Supplied material ->

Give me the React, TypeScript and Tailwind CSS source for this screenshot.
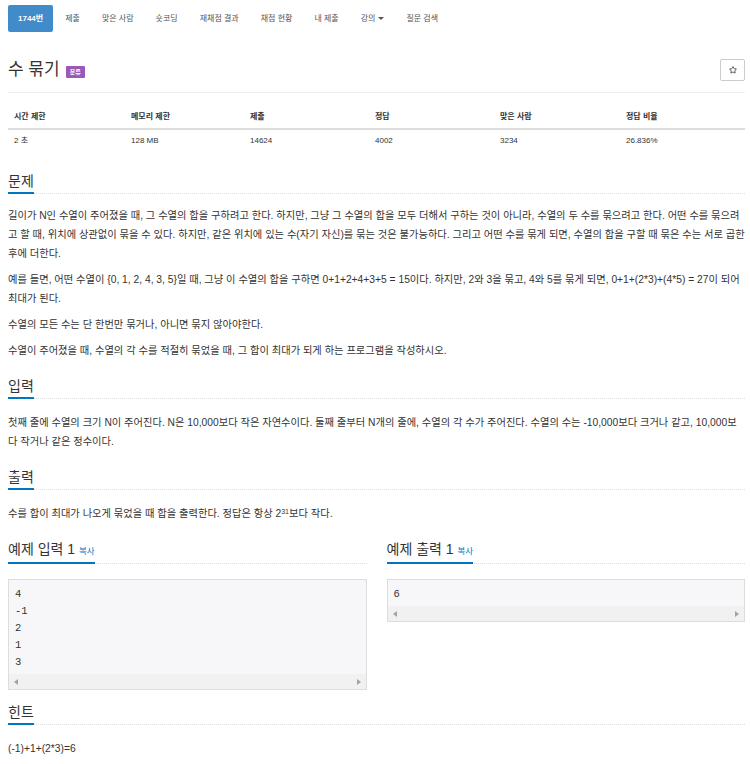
import { Star } from "lucide-react";

// ── Data ───────────────────────────────────────────────────────────────────
const tabs = ["1744번", "제출", "맞은 사람", "숏코딩", "재채점 결과", "채점 현황", "내 제출", "강의", "질문 검색"];

const stats = [
  { label: "시간 제한", value: "2 초" },
  { label: "메모리 제한", value: "128 MB" },
  { label: "제출", value: "14624" },
  { label: "정답", value: "4002" },
  { label: "맞은 사람", value: "3234" },
  { label: "정답 비율", value: "26.836%" },
];

const description = [
  "길이가 N인 수열이 주어졌을 때, 그 수열의 합을 구하려고 한다. 하지만, 그냥 그 수열의 합을 모두 더해서 구하는 것이 아니라, 수열의 두 수를 묶으려고 한다. 어떤 수를 묶으려고 할 때, 위치에 상관없이 묶을 수 있다. 하지만, 같은 위치에 있는 수(자기 자신)를 묶는 것은 불가능하다. 그리고 어떤 수를 묶게 되면, 수열의 합을 구할 때 묶은 수는 서로 곱한 후에 더한다.",
  "예를 들면, 어떤 수열이 {0, 1, 2, 4, 3, 5}일 때, 그냥 이 수열의 합을 구하면 0+1+2+4+3+5 = 15이다. 하지만, 2와 3을 묶고, 4와 5를 묶게 되면, 0+1+(2*3)+(4*5) = 27이 되어 최대가 된다.",
  "수열의 모든 수는 단 한번만 묶거나, 아니면 묶지 않아야한다.",
  "수열이 주어졌을 때, 수열의 각 수를 적절히 묶었을 때, 그 합이 최대가 되게 하는 프로그램을 작성하시오.",
];

// ── Pieces ─────────────────────────────────────────────────────────────────
function Headline({ children }: { children: React.ReactNode }) {
  return (
    <div className="flex border-b border-dotted border-[#ddd]">
      <h2 className="-mb-px border-b-2 border-[#0076c0] pb-px text-[14px] leading-[20px] font-normal text-[#333]">
        {children}
      </h2>
    </div>
  );
}

function ScrollBar() {
  return (
    <div className="flex h-[15px] items-center justify-between bg-[#f1f1f1] px-[5px]">
      <span className="h-0 w-0 border-y-[3px] border-r-[4px] border-y-transparent border-r-[#a3a3a3]" />
      <span className="h-0 w-0 border-y-[3px] border-l-[4px] border-y-transparent border-l-[#a3a3a3]" />
    </div>
  );
}

function Sample({ title, lines }: { title: string; lines: string[] }) {
  return (
    <section>
      <Headline>
        {title} <span className="text-[8.5px] text-[#0076c0]">복사</span>
      </Headline>
      <div className="mt-[15px] border border-[#ddd] bg-[#f7f7f9]">
        <pre className="px-[6px] pt-[6px] pb-[3px] font-['Liberation_Mono',monospace] text-[10.5px] leading-[17px] text-[#333]">
          {lines.join("\n")}
        </pre>
        <ScrollBar />
      </div>
    </section>
  );
}

// ── Component ──────────────────────────────────────────────────────────────
export default function App() {
  return (
    <div className="min-h-screen bg-white pl-2 pr-[5px] font-['Liberation_Sans','Noto_Sans_CJK_KR',sans-serif] text-[#333]">
      {/* ── NAV ── */}
      <nav className="flex gap-[2px] pt-[5px]">
        {tabs.map((t, i) => (
          <span
            key={t}
            className={
              i === 0
                ? "flex h-[27px] items-center rounded-[2px] bg-[#428bca] px-[10px] text-[8px] font-bold text-white"
                : "flex h-[27px] items-center px-[10px] text-[8px] text-[#555]"
            }
          >
            {t}
            {t === "강의" && (
              <span className="ml-[3px] h-0 w-0 border-x-[3px] border-t-[3px] border-x-transparent border-t-[#555]" />
            )}
          </span>
        ))}
      </nav>

      {/* ── TITLE ── */}
      <div className="mt-[26px] flex h-[24px] items-center justify-between">
        <div className="flex items-end gap-[6px]">
          <h1 className="text-[17px] leading-[24px] font-normal">수 묶기</h1>
          <span className="mb-[4px] rounded-[1px] bg-[#9b59b6] px-[4px] py-[1.5px] text-[6px] leading-[9px] font-bold text-white">
            분류
          </span>
        </div>
        <button className="flex h-[22px] w-[25px] items-center justify-center rounded-[2px] border border-[#ccc] bg-white">
          <Star size={8} strokeWidth={2.5} color="#333" />
        </button>
      </div>
      <div className="mt-[10px] h-px bg-[#eee]" />

      {/* ── STATS TABLE ── */}
      <div className="mt-[13px] grid grid-cols-[117px_119px_125px_125px_126px_1fr] text-[8px]">
        {stats.map((s) => (
          <div key={s.label} className="border-b-2 border-[#ddd] px-[6px] py-[7px] leading-[8px] font-bold">
            {s.label}
          </div>
        ))}
        {stats.map((s) => (
          <div key={s.label} className="px-[6px] py-[7px] leading-[8px]">
            {s.value}
          </div>
        ))}
      </div>

      {/* ── PROBLEM ── */}
      <section className="mt-[19px]">
        <Headline>문제</Headline>
        <div className="mt-[12px] flex flex-col gap-[7px] text-[10.28px] leading-[19px]">
          {description.map((p, i) => (
            <p key={i}>{p}</p>
          ))}
        </div>
      </section>

      <section className="mt-[16px]">
        <Headline>입력</Headline>
        <p className="mt-[14px] text-[10.28px] leading-[19px]">
          첫째 줄에 수열의 크기 N이 주어진다. N은 10,000보다 작은 자연수이다. 둘째 줄부터 N개의 줄에, 수열의 각 수가 주어진다. 수열의 수는 -10,000보다 크거나 같고, 10,000보다 작거나 같은 정수이다.
        </p>
      </section>

      <section className="mt-[16px]">
        <Headline>출력</Headline>
        <p className="mt-[14px] text-[10.28px] leading-[19px]">
          수를 합이 최대가 나오게 묶었을 때 합을 출력한다. 정답은 항상 2<sup className="text-[7px]">31</sup>보다 작다.
        </p>
      </section>

      {/* ── SAMPLES ── */}
      <div className="mt-[16px] grid grid-cols-2 items-start gap-5">
        <Sample title="예제 입력 1" lines={["4", "-1", "2", "1", "3"]} />
        <Sample title="예제 출력 1" lines={["6"]} />
      </div>

      <section className="mt-[12px] pb-4">
        <Headline>힌트</Headline>
        <p className="mt-[14px] text-[10.28px] leading-[19px]">(-1)+1+(2*3)=6</p>
      </section>
    </div>
  );
}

Do this ->
Make an exact reproduction of the listing above, without any pictures.

Task response ->
Give me the React, TypeScript and Tailwind CSS source for this screenshot.
import { Star } from "lucide-react";

// ── Data ───────────────────────────────────────────────────────────────────
const tabs = ["1744번", "제출", "맞은 사람", "숏코딩", "재채점 결과", "채점 현황", "내 제출", "강의", "질문 검색"];

const stats = [
  { label: "시간 제한", value: "2 초" },
  { label: "메모리 제한", value: "128 MB" },
  { label: "제출", value: "14624" },
  { label: "정답", value: "4002" },
  { label: "맞은 사람", value: "3234" },
  { label: "정답 비율", value: "26.836%" },
];

const description = [
  "길이가 N인 수열이 주어졌을 때, 그 수열의 합을 구하려고 한다. 하지만, 그냥 그 수열의 합을 모두 더해서 구하는 것이 아니라, 수열의 두 수를 묶으려고 한다. 어떤 수를 묶으려고 할 때, 위치에 상관없이 묶을 수 있다. 하지만, 같은 위치에 있는 수(자기 자신)를 묶는 것은 불가능하다. 그리고 어떤 수를 묶게 되면, 수열의 합을 구할 때 묶은 수는 서로 곱한 후에 더한다.",
  "예를 들면, 어떤 수열이 {0, 1, 2, 4, 3, 5}일 때, 그냥 이 수열의 합을 구하면 0+1+2+4+3+5 = 15이다. 하지만, 2와 3을 묶고, 4와 5를 묶게 되면, 0+1+(2*3)+(4*5) = 27이 되어 최대가 된다.",
  "수열의 모든 수는 단 한번만 묶거나, 아니면 묶지 않아야한다.",
  "수열이 주어졌을 때, 수열의 각 수를 적절히 묶었을 때, 그 합이 최대가 되게 하는 프로그램을 작성하시오.",
];

// ── Pieces ─────────────────────────────────────────────────────────────────
function Headline({ children }: { children: React.ReactNode }) {
  return (
    <div className="flex border-b border-dotted border-[#ddd]">
      <h2 className="-mb-px border-b-2 border-[#0076c0] pb-px text-[14px] leading-[20px] font-normal text-[#333]">
        {children}
      </h2>
    </div>
  );
}

function ScrollBar() {
  return (
    <div className="flex h-[15px] items-center justify-between bg-[#f1f1f1] px-[5px]">
      <span className="h-0 w-0 border-y-[3px] border-r-[4px] border-y-transparent border-r-[#a3a3a3]" />
      <span className="h-0 w-0 border-y-[3px] border-l-[4px] border-y-transparent border-l-[#a3a3a3]" />
    </div>
  );
}

function Sample({ title, lines }: { title: string; lines: string[] }) {
  return (
    <section>
      <Headline>
        {title} <span className="text-[8.5px] text-[#0076c0]">복사</span>
      </Headline>
      <div className="mt-[15px] border border-[#ddd] bg-[#f7f7f9]">
        <pre className="px-[6px] pt-[6px] pb-[3px] font-['Liberation_Mono',monospace] text-[10.5px] leading-[17px] text-[#333]">
          {lines.join("\n")}
        </pre>
        <ScrollBar />
      </div>
    </section>
  );
}

// ── Component ──────────────────────────────────────────────────────────────
export default function App() {
  return (
    <div className="min-h-screen bg-white pl-2 pr-[5px] font-['Liberation_Sans','Noto_Sans_CJK_KR',sans-serif] text-[#333]">
      {/* ── NAV ── */}
      <nav className="flex gap-[2px] pt-[5px]">
        {tabs.map((t, i) => (
          <span
            key={t}
            className={
              i === 0
                ? "flex h-[27px] items-center rounded-[2px] bg-[#428bca] px-[10px] text-[8px] font-bold text-white"
                : "flex h-[27px] items-center px-[10px] text-[8px] text-[#555]"
            }
          >
            {t}
            {t === "강의" && (
              <span className="ml-[3px] h-0 w-0 border-x-[3px] border-t-[3px] border-x-transparent border-t-[#555]" />
            )}
          </span>
        ))}
      </nav>

      {/* ── TITLE ── */}
      <div className="mt-[26px] flex h-[24px] items-center justify-between">
        <div className="flex items-end gap-[6px]">
          <h1 className="text-[17px] leading-[24px] font-normal">수 묶기</h1>
          <span className="mb-[4px] rounded-[1px] bg-[#9b59b6] px-[4px] py-[1.5px] text-[6px] leading-[9px] font-bold text-white">
            분류
          </span>
        </div>
        <button className="flex h-[22px] w-[25px] items-center justify-center rounded-[2px] border border-[#ccc] bg-white">
          <Star size={8} strokeWidth={2.5} color="#333" />
        </button>
      </div>
      <div className="mt-[10px] h-px bg-[#eee]" />

      {/* ── STATS TABLE ── */}
      <div className="mt-[13px] grid grid-cols-[117px_119px_125px_125px_126px_1fr] text-[8px]">
        {stats.map((s) => (
          <div key={s.label} className="border-b-2 border-[#ddd] px-[6px] py-[7px] leading-[8px] font-bold">
            {s.label}
          </div>
        ))}
        {stats.map((s) => (
          <div key={s.label} className="px-[6px] py-[7px] leading-[8px]">
            {s.value}
          </div>
        ))}
      </div>

      {/* ── PROBLEM ── */}
      <section className="mt-[19px]">
        <Headline>문제</Headline>
        <div className="mt-[12px] flex flex-col gap-[7px] text-[10.28px] leading-[19px]">
          {description.map((p, i) => (
            <p key={i}>{p}</p>
          ))}
        </div>
      </section>

      <section className="mt-[16px]">
        <Headline>입력</Headline>
        <p className="mt-[14px] text-[10.28px] leading-[19px]">
          첫째 줄에 수열의 크기 N이 주어진다. N은 10,000보다 작은 자연수이다. 둘째 줄부터 N개의 줄에, 수열의 각 수가 주어진다. 수열의 수는 -10,000보다 크거나 같고, 10,000보다 작거나 같은 정수이다.
        </p>
      </section>

      <section className="mt-[16px]">
        <Headline>출력</Headline>
        <p className="mt-[14px] text-[10.28px] leading-[19px]">
          수를 합이 최대가 나오게 묶었을 때 합을 출력한다. 정답은 항상 2<sup className="text-[7px]">31</sup>보다 작다.
        </p>
      </section>

      {/* ── SAMPLES ── */}
      <div className="mt-[16px] grid grid-cols-2 items-start gap-5">
        <Sample title="예제 입력 1" lines={["4", "-1", "2", "1", "3"]} />
        <Sample title="예제 출력 1" lines={["6"]} />
      </div>

      <section className="mt-[12px] pb-4">
        <Headline>힌트</Headline>
        <p className="mt-[14px] text-[10.28px] leading-[19px]">(-1)+1+(2*3)=6</p>
      </section>
    </div>
  );
}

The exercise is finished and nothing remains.